My marriage is better than it has ever been. We’re more affectionate, help each other out more, serve each other better now than ever before. Today, I’m going to teach you how to have an amazing marriage.
How to have an amazing marriage.
Now, before I go on, you likely think I’m going to give you ALL the tips on how to change your husband to better serve your marriage. We think that by changing the other person, it will solve everything.
If he helped out around the house more, helped with the kids more, put his laundry in the hamper instead of on the hamper, if he cooked more, or if he didn’t say things that made me feel upset, THEN it would be better…
What if I told you that you could change your marriage by changing your thoughts? What if I told you that your marriage could be completely transformed and your husband could stay the same?
Stay with me…
My marriage is the best it has ever been.
My husband didn’t suddenly become super romantic.
We didn’t start going on more dates.
All of our financial problems were not solved.
No stress was taken away.
It has everything to do with my own mindset. With how I think about myself.
My thoughts changed my marriage.
I do not tell you this from the perspective of someone who has had an easy-going, blissful marriage for almost four years. Nope. Quite the opposite. It has been hard. We’ve wanted to quit. Or maybe I should only speak for myself here. I’ve wanted to quit. Many times.
We’ve had the financial stress, the anxiety of job losses/changes, business trials, the frustrations of splitting household duties, moving, pets getting sick, and all the trials that go along with buying a house. I could go on. Life has happened.
But something shifted in me that changed everything for us.
Changing your mindset:
I started working on myself consistently and believing in myself despite my circumstances. By focusing on my own mindset and paying attention to the thoughts I was repeating over and over, my marriage changed.
When I believe in me, I show up differently. When I prioritize myself, I am less resentful.
We think that it’s always the other person that needs to change in order for us to be happy. What if it’s you? What if YOU changing, changes them? What if YOU changing, changes your relationship?
And what if they could be exactly as they are and you only changed your mindset? What if that transformed your marriage? And then, what if they start changing too?
How to have an amazing marriage: Three steps.
- Notice your thoughts about your husband and your marriage. What plays on repeat in your head?
- What do you WANT to think? What do you wish you thought about your marriage?
- You can think WHATEVER you want about your relationship. You get to choose those thoughts. And from those thoughts, you get new feelings, take different actions, and have better results. It starts in your mind.
- Bonus tip: get to know you. Learn to love you first. Here are some tips on that.
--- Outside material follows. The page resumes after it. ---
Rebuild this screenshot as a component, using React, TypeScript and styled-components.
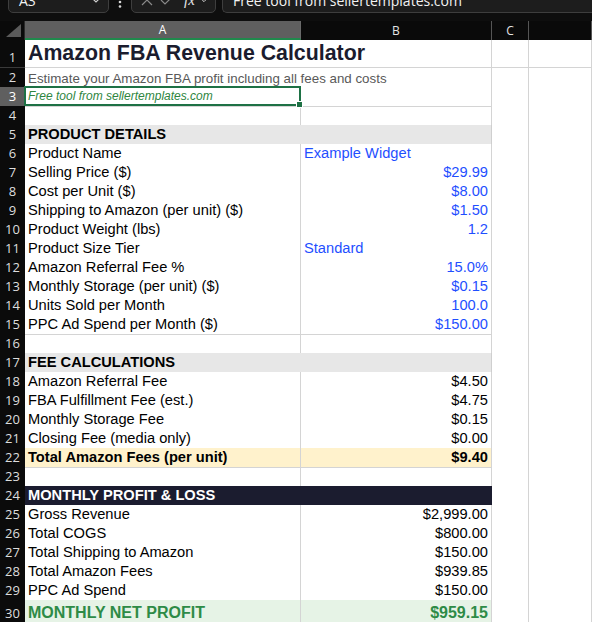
import React from 'react';
import styled, { createGlobalStyle, css } from 'styled-components';

const GlobalStyle = createGlobalStyle`
  html, body {
    margin: 0;
    padding: 0;
    background: #ffffff;
  }
  body {
    font-family: 'Liberation Sans', Arial, sans-serif;
    overflow: hidden;
  }
`;

const COLS = '25px 276px 191px 37px 1fr';
const GRID = '#d4d4d4';

// ---------- formula bar ----------

const TopBar = styled.div`
  height: 21px;
  background: #0e0e0e;
  display: flex;
  align-items: flex-start;
  overflow: hidden;
  padding-left: 8px;
  box-sizing: border-box;
`;

const BarBox = styled.div<{ $w?: number }>`
  margin-top: -13px;
  height: 26px;
  box-sizing: border-box;
  border: 1px solid #3e3e3e;
  border-radius: 5px;
  background: #1d1d1d;
  display: flex;
  align-items: center;
  color: #f2f2f2;
  font-family: 'Open Sans', 'Noto Sans', sans-serif;
  font-size: 14px;
  ${(p) =>
    p.$w
      ? css`
          width: ${p.$w}px;
          flex: none;
        `
      : css`
          flex: 1;
        `}
`;

const NameText = styled.span`
  padding-left: 10px;
  flex: 1;
`;

const Dots = styled.div`
  width: 22px;
  display: flex;
  justify-content: center;
  flex: none;
`;

const FxText = styled.span`
  font-family: 'Liberation Serif', serif;
  font-style: italic;
  font-size: 15px;
  color: #e6e6e6;
  margin: 0 4px 0 10px;
`;

const FormulaText = styled.span`
  padding-left: 10px;
  white-space: nowrap;
`;

const Chevron = ({ size = 12 }: { size?: number }) => (
  <svg width={size} height={size} viewBox="0 0 12 12" style={{ marginRight: 6 }}>
    <path d="M2 4 L6 8 L10 4" fill="none" stroke="#cfcfcf" strokeWidth="1.2" />
  </svg>
);

// ---------- sheet ----------

const HeaderRow = styled.div`
  display: grid;
  grid-template-columns: ${COLS};
  height: 19px;
  background: #0a0a0a;
`;

const Corner = styled.div`
  display: flex;
  align-items: flex-end;
  justify-content: flex-end;
  padding: 0 3px 3px 0;
  border-right: 1px solid #2a2a2a;
  box-sizing: border-box;
`;

const ColHead = styled.div<{ $sel?: boolean }>`
  display: flex;
  align-items: center;
  justify-content: center;
  font-family: 'Open Sans', 'Noto Sans', sans-serif;
  font-size: 12px;
  color: #e4e4e4;
  box-sizing: border-box;
  border-right: 1px solid #555555;
  ${(p) =>
    p.$sel &&
    css`
      background: #5f5f5f;
      color: #ffffff;
      border-bottom: 2px solid #1f8a4c;
      border-right-color: #6a6a6a;
    `}
`;

const Row = styled.div<{ $h: number }>`
  display: grid;
  grid-template-columns: ${COLS};
  height: ${(p) => p.$h}px;
`;

const RowHead = styled.div<{ $sel?: boolean }>`
  background: ${(p) => (p.$sel ? '#5f5f5f' : '#0b0b0b')};
  color: ${(p) => (p.$sel ? '#ffffff' : '#dedede')};
  font-family: 'Open Sans', 'Noto Sans', sans-serif;
  font-size: 13px;
  display: flex;
  align-items: flex-end;
  justify-content: center;
  padding-bottom: 1px;
  border-bottom: 1px solid #3a3a3a;
  box-sizing: border-box;
`;

type CellProps = {
  $span?: boolean;
  $bg?: string;
  $color?: string;
  $size?: number;
  $bold?: boolean;
  $italic?: boolean;
  $right?: boolean;
  $line?: string;
};

const Cell = styled.div<CellProps>`
  position: relative;
  grid-column: ${(p) => (p.$span ? 'span 2' : 'auto')};
  background: ${(p) => p.$bg || '#ffffff'};
  color: ${(p) => p.$color || '#000000'};
  font-size: ${(p) => p.$size || 14.67}px;
  font-weight: ${(p) => (p.$bold ? 700 : 400)};
  font-style: ${(p) => (p.$italic ? 'italic' : 'normal')};
  display: flex;
  align-items: flex-end;
  justify-content: ${(p) => (p.$right ? 'flex-end' : 'flex-start')};
  padding: 0 3px 1px 3px;
  box-sizing: border-box;
  border-right: 1px solid ${(p) => p.$line || GRID};
  border-bottom: 1px solid ${(p) => p.$line || GRID};
  white-space: nowrap;
  line-height: 1.15;
`;

const Blank = styled.div`
  background: #ffffff;
  border-right: 1px solid ${GRID};
  border-bottom: 1px solid ${GRID};
  box-sizing: border-box;
`;

const Selection = styled.div`
  position: absolute;
  left: -1px;
  top: -1px;
  width: 277px;
  height: 20px;
  border: 2px solid #1e7145;
  box-sizing: border-box;
  pointer-events: none;
`;

const Handle = styled.div`
  position: absolute;
  right: -4px;
  bottom: -4px;
  width: 5px;
  height: 5px;
  background: #1e7145;
  border: 1px solid #ffffff;
`;

type Kind =
  | 'title'
  | 'subtitle'
  | 'note'
  | 'blank'
  | 'section'
  | 'input'
  | 'calc'
  | 'total'
  | 'dark'
  | 'net';

type RowData = { n: number; kind: Kind; a?: string; b?: string; left?: boolean };

const BLUE = '#1f4fff';

const rows: RowData[] = [
  { n: 1, kind: 'title', a: 'Amazon FBA Revenue Calculator' },
  { n: 2, kind: 'subtitle', a: 'Estimate your Amazon FBA profit including all fees and costs' },
  { n: 3, kind: 'note', a: 'Free tool from sellertemplates.com' },
  { n: 4, kind: 'blank' },
  { n: 5, kind: 'section', a: 'PRODUCT DETAILS' },
  { n: 6, kind: 'input', a: 'Product Name', b: 'Example Widget', left: true },
  { n: 7, kind: 'input', a: 'Selling Price ($)', b: '$29.99' },
  { n: 8, kind: 'input', a: 'Cost per Unit ($)', b: '$8.00' },
  { n: 9, kind: 'input', a: 'Shipping to Amazon (per unit) ($)', b: '$1.50' },
  { n: 10, kind: 'input', a: 'Product Weight (lbs)', b: '1.2' },
  { n: 11, kind: 'input', a: 'Product Size Tier', b: 'Standard', left: true },
  { n: 12, kind: 'input', a: 'Amazon Referral Fee %', b: '15.0%' },
  { n: 13, kind: 'input', a: 'Monthly Storage (per unit) ($)', b: '$0.15' },
  { n: 14, kind: 'input', a: 'Units Sold per Month', b: '100.0' },
  { n: 15, kind: 'input', a: 'PPC Ad Spend per Month ($)', b: '$150.00' },
  { n: 16, kind: 'blank' },
  { n: 17, kind: 'section', a: 'FEE CALCULATIONS' },
  { n: 18, kind: 'calc', a: 'Amazon Referral Fee', b: '$4.50' },
  { n: 19, kind: 'calc', a: 'FBA Fulfillment Fee (est.)', b: '$4.75' },
  { n: 20, kind: 'calc', a: 'Monthly Storage Fee', b: '$0.15' },
  { n: 21, kind: 'calc', a: 'Closing Fee (media only)', b: '$0.00' },
  { n: 22, kind: 'total', a: 'Total Amazon Fees (per unit)', b: '$9.40' },
  { n: 23, kind: 'blank' },
  { n: 24, kind: 'dark', a: 'MONTHLY PROFIT & LOSS' },
  { n: 25, kind: 'calc', a: 'Gross Revenue', b: '$2,999.00' },
  { n: 26, kind: 'calc', a: 'Total COGS', b: '$800.00' },
  { n: 27, kind: 'calc', a: 'Total Shipping to Amazon', b: '$150.00' },
  { n: 28, kind: 'calc', a: 'Total Amazon Fees', b: '$939.85' },
  { n: 29, kind: 'calc', a: 'PPC Ad Spend', b: '$150.00' },
  { n: 30, kind: 'net', a: 'MONTHLY NET PROFIT', b: '$959.15' },
];

const heightOf = (k: Kind) => (k === 'title' ? 28 : k === 'net' ? 24 : 19);

const renderCells = (r: RowData) => {
  switch (r.kind) {
    case 'title':
      return (
        <Cell $span $size={21.33} $bold $color="#1b1c2e">
          {r.a}
        </Cell>
      );
    case 'subtitle':
      return (
        <Cell $span $size={13.33} $color="#595959">
          {r.a}
        </Cell>
      );
    case 'note':
      return (
        <Cell $span $size={12} $italic $color="#2e8540" style={{ paddingBottom: 2 }}>
          {r.a}
          <Selection>
            <Handle />
          </Selection>
        </Cell>
      );
    case 'blank':
      return (
        <>
          <Blank />
          <Blank />
        </>
      );
    case 'section':
      return (
        <Cell $span $bold $bg="#e7e7e7" $line="#cfcfcf">
          {r.a}
        </Cell>
      );
    case 'dark':
      return (
        <Cell $span $bold $bg="#1b1c2f" $color="#ffffff" $line="#1b1c2f">
          {r.a}
        </Cell>
      );
    case 'input':
      return (
        <>
          <Cell>{r.a}</Cell>
          <Cell $color={BLUE} $right={!r.left}>
            {r.b}
          </Cell>
        </>
      );
    case 'calc':
      return (
        <>
          <Cell>{r.a}</Cell>
          <Cell $right>{r.b}</Cell>
        </>
      );
    case 'total':
      return (
        <>
          <Cell $bold $bg="#fff2cc">
            {r.a}
          </Cell>
          <Cell $bold $bg="#fff2cc" $right>
            {r.b}
          </Cell>
        </>
      );
    case 'net':
      return (
        <>
          <Cell $bold $bg="#e6f3e6" $color="#2e8b47" $size={16}>
            {r.a}
          </Cell>
          <Cell $bold $bg="#e6f3e6" $color="#2e8b47" $size={16} $right>
            {r.b}
          </Cell>
        </>
      );
  }
};

const App = () => (
  <>
    <GlobalStyle />
    <TopBar>
      <BarBox $w={101}>
        <NameText>A3</NameText>
        <Chevron />
      </BarBox>
      <Dots>
        <svg width="4" height="12" viewBox="0 0 4 12">
          <circle cx="2" cy="2" r="1.3" fill="#d8d8d8" />
          <circle cx="2" cy="6.5" r="1.3" fill="#d8d8d8" />
        </svg>
      </Dots>
      <BarBox $w={85}>
        <svg width="14" height="14" viewBox="0 0 14 14" style={{ marginLeft: 8 }}>
          <path d="M2 2 L12 12 M12 2 L2 12" stroke="#8a8a8a" strokeWidth="1.2" />
        </svg>
        <svg width="14" height="14" viewBox="0 0 14 14" style={{ marginLeft: 6 }}>
          <path d="M1 7 L5 11 L13 3" fill="none" stroke="#8a8a8a" strokeWidth="1.2" />
        </svg>
        <FxText>fx</FxText>
        <Chevron size={10} />
      </BarBox>
      <BarBox style={{ marginLeft: 6, borderRight: 'none', borderRadius: '5px 0 0 5px' }}>
        <FormulaText>Free tool from sellertemplates.com</FormulaText>
      </BarBox>
    </TopBar>
    <HeaderRow>
      <Corner>
        <svg width="15" height="13" viewBox="0 0 15 13">
          <path d="M15 0 L15 13 L0 13 Z" fill="#5a5a5a" />
        </svg>
      </Corner>
      <ColHead $sel>A</ColHead>
      <ColHead>B</ColHead>
      <ColHead>C</ColHead>
      <ColHead />
    </HeaderRow>
    {rows.map((r) => (
      <Row key={r.n} $h={heightOf(r.kind)}>
        <RowHead $sel={r.n === 3}>{r.n}</RowHead>
        {renderCells(r)}
        <Blank />
        <Blank />
      </Row>
    ))}
  </>
);

export default App;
Let’s take it back to the beginning real quick:
Here’s one other thing to chew on. How did you think about your husband when you first started dating?
You might think that I’m brainwashing you into thinking that your husband is great and he doesn’t have to change. But let’s think back… to the beginning, when you DID think he was great, did you feel brainwashed then?
No! Back then you thought he was the most loving, wonderful, sexy, stud of a man you’ve ever met. You felt like a million bucks. You felt light, sexy, confident and you two made out all of the time. The hugs were longer, the phone calls were longer, the dates were exciting, and you could not get enough of him.
What were you thinking then? I want you to remember. If you’re like me, you remember CLEARLY how you felt. You might think now that HE made you feel that way. You’d be wrong. Only YOU can make you feel any type of way. That’s the work here. That’s how you experience transformation.
And that’s how coaching can change your marriage.
Book a clarity call and let’s transform your most precious relationship. From that relationship, so many others are impacted. Make it the very best it can be.
Note: let me add here that if you are in an abusive relationship or are in danger in any way, this is not a situation where you allow their behavior to go on and excuse it. That is an exception. In that situation, please talk to someone and take steps to get out of that. This is for those of you that want a better marriage but don’t know where to start or think that if he changed, it would be better. I promise, there’s hope.